Yeager: Okay, so you just kind of, you took a little steam out of what we're going to do here. Terry asked you on Twitter, let's play it with soybeans first, I think you just answered it. Are you selling it or storing it?

Bennett: I'm selling beans. We had a lot of beans sold coming into harvest. But I believe that I'm going to have better beans than what I was planning on. With that being the case, if someone is wanting to hand me a check for $14 times the yield that I think I'm going to have, Terry, you better believe I'm going to reward the market.

Yeager: And with corn, are you selling or are you storing?

Bennett: We're going to store a fair amount of corn. I think you've got to store corn on the farm at home, give it an opportunity, wait and see what kind of happens globally. The different situation with corn than beans is that bean world stocks are getting bigger while corn world stocks are actually tightening. And so I've got to think that you've got an opportunity here with corn. The big question, Paul, is going to be the corn that you haven't sold or contracted and that you can't store at home. What are you going to do with those bushels? And so I'll put myself on the spot there. I've got no problem with going ahead and selling corn, especially if you can get a quick ship bid I totally recommend that you do so. If you can't, you're still looking at $6.50 corn. Good night. I have no reason why I wouldn't want to step in and sell fall delivery in that area.
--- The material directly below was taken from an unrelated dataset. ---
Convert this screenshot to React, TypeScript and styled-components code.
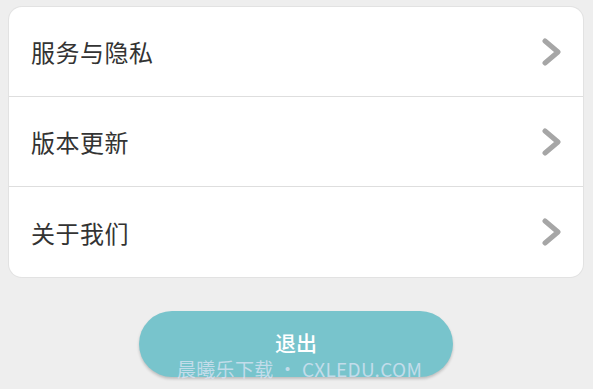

Yeager: Matthew in Illinois wants to know, what do you do if you can't store all the corn? We'll ask that one next week. Thank you, sir. The farm called, they need you back.

Bennett: Yeah, absolutely. Thanks for having me.

Yeager: We'll see ya. Next week we're going to look at the crop harvest rate and bring in a double analysis segment. We'll have Angie Setzer and Chris Swift comes back with us. I'm Paul Yeager. Thanks for watching this Market Plus. Have a great week.